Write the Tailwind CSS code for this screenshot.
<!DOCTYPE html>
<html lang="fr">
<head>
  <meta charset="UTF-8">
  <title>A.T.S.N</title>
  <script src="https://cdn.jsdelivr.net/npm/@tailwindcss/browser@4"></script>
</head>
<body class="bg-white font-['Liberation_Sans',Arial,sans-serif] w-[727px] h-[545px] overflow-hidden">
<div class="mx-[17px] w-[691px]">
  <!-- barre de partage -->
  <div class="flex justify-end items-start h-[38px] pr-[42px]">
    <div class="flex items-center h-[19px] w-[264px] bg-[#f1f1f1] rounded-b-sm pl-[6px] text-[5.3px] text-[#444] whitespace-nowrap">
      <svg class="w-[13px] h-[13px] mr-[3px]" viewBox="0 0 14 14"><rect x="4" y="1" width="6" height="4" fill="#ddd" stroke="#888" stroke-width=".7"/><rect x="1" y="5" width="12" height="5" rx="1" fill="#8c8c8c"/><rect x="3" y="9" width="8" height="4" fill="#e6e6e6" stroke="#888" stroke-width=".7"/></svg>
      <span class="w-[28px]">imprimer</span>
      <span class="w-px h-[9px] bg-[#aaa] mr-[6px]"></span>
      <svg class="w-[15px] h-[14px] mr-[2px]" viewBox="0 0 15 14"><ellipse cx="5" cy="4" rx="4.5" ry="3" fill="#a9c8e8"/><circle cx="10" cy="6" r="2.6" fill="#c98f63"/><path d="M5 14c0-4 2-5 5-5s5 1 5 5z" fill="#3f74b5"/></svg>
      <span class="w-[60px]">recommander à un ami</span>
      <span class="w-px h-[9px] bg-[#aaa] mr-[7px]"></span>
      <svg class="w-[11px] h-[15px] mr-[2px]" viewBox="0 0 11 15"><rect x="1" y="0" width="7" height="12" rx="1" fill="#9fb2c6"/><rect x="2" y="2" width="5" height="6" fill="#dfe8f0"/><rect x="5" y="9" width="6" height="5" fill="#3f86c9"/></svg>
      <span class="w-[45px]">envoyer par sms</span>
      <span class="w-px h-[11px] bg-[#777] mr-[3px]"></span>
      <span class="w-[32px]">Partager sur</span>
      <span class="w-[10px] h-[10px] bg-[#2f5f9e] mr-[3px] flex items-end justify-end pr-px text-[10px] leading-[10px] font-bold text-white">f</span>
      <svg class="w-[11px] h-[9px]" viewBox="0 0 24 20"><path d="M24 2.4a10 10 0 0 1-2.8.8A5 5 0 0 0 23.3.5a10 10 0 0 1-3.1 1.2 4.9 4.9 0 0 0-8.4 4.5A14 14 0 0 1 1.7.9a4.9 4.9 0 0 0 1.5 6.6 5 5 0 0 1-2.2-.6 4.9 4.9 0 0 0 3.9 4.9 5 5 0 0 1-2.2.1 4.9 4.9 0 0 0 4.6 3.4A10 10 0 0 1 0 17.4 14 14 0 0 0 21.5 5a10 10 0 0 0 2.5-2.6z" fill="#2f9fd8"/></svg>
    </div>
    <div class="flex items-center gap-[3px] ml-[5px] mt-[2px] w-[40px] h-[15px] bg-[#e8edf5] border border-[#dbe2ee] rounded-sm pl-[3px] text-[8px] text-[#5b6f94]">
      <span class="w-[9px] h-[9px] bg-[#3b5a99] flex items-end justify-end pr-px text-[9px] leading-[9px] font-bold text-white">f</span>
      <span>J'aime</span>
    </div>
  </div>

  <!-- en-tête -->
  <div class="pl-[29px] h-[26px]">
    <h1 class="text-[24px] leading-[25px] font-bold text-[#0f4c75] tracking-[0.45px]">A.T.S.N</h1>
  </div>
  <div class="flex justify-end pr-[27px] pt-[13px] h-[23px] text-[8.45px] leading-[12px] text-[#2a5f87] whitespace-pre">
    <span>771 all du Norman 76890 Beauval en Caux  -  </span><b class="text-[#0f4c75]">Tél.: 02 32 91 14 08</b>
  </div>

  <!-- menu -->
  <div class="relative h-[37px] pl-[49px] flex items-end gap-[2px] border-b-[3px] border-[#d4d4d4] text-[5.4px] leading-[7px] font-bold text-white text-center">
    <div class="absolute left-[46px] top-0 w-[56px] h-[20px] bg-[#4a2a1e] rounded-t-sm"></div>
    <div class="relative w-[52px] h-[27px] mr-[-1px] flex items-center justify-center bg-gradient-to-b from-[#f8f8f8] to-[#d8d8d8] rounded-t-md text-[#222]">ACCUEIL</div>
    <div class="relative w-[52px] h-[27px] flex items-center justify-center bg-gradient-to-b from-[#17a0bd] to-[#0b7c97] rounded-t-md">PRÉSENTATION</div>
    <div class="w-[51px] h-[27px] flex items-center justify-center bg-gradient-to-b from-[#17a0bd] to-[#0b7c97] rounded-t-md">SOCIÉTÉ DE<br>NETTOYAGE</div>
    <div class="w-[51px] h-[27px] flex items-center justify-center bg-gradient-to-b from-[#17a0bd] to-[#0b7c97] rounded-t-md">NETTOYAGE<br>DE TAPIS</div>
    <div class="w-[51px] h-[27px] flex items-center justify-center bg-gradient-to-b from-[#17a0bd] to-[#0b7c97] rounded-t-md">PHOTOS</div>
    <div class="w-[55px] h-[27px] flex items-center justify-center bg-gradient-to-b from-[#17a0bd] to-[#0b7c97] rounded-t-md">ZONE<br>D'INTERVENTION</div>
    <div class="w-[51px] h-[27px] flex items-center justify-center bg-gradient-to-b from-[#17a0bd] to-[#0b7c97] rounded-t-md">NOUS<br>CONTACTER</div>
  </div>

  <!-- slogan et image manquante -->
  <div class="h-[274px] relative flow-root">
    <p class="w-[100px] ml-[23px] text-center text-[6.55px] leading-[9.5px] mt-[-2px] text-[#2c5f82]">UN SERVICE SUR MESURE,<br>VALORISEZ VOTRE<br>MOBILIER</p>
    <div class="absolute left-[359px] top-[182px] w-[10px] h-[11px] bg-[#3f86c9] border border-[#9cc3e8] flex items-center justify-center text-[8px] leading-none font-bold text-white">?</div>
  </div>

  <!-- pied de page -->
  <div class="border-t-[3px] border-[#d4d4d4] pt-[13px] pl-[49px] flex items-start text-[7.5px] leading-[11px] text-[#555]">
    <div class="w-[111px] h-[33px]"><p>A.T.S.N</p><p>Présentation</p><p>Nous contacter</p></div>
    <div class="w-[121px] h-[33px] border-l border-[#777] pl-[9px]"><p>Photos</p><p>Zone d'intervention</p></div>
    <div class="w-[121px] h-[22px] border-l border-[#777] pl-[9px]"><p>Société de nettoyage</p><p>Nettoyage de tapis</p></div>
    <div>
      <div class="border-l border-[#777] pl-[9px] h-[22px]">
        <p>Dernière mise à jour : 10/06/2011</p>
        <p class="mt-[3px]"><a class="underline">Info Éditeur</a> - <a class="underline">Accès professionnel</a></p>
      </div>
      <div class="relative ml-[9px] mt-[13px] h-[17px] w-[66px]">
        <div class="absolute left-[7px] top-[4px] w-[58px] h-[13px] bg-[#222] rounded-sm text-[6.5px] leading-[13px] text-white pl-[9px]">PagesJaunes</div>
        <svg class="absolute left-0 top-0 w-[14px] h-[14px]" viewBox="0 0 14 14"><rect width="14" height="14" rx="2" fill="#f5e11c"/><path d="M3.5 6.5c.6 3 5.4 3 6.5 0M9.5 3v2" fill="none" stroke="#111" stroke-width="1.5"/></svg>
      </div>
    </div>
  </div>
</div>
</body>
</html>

________________________________________

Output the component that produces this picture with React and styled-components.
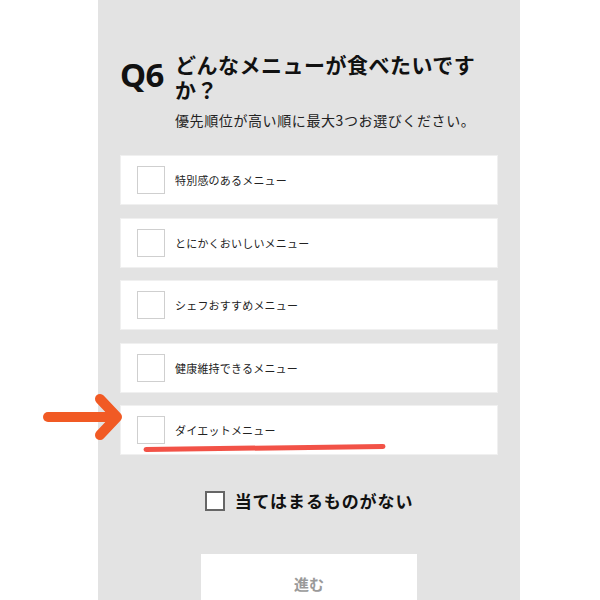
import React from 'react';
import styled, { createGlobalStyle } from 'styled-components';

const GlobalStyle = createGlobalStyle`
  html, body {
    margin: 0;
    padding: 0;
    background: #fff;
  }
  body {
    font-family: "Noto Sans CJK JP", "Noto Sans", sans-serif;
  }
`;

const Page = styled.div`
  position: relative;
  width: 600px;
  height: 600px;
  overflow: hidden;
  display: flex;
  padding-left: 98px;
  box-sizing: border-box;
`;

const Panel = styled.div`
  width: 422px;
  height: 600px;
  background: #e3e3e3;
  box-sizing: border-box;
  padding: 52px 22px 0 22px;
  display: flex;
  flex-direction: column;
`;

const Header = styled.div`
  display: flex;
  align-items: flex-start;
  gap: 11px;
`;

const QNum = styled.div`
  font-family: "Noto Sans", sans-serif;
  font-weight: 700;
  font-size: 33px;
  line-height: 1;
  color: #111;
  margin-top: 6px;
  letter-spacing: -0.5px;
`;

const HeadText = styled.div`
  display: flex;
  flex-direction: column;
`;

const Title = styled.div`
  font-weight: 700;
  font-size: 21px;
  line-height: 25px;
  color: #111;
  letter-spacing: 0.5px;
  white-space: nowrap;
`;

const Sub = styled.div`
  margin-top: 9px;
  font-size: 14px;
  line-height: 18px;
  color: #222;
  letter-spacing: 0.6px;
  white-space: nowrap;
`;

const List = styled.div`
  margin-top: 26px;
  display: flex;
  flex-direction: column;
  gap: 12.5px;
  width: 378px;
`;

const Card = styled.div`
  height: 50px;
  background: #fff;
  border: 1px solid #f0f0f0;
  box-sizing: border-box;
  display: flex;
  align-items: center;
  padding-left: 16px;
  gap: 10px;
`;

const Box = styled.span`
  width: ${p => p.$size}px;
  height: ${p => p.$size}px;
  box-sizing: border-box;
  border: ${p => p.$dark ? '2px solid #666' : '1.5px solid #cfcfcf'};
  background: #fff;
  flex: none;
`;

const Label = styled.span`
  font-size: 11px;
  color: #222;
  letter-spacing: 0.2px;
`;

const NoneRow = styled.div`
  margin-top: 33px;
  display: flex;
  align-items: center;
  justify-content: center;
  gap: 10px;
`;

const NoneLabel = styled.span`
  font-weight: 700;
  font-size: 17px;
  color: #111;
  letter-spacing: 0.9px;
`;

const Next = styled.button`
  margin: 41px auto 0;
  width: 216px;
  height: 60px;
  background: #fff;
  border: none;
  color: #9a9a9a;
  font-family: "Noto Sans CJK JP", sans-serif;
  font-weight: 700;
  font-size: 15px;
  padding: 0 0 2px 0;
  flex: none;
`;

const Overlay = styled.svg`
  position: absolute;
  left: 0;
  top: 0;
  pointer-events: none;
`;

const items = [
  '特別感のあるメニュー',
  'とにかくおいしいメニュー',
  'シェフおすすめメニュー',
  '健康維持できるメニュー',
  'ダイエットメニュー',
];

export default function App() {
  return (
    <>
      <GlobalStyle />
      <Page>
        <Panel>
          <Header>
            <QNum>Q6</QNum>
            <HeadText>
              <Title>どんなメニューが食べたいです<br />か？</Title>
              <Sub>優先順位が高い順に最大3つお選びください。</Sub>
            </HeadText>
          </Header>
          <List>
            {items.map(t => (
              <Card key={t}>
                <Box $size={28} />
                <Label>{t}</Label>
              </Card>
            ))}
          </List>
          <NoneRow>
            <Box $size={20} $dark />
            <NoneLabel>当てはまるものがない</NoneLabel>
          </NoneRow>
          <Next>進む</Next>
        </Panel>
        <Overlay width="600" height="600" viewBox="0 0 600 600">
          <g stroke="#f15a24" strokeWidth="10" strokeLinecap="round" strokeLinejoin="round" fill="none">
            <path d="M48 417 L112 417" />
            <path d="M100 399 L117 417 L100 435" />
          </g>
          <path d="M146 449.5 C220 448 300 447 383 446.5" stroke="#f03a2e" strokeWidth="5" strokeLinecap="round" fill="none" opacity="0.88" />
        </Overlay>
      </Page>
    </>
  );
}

________________________________________

◆ BRIEF ◆
Pull out every line holding "this" from the records above, and copy it.

◆ PROBLEM SOLUTION ◆
Write the Tailwind CSS code for this screenshot.
Output the component that produces this picture with React and styled-components.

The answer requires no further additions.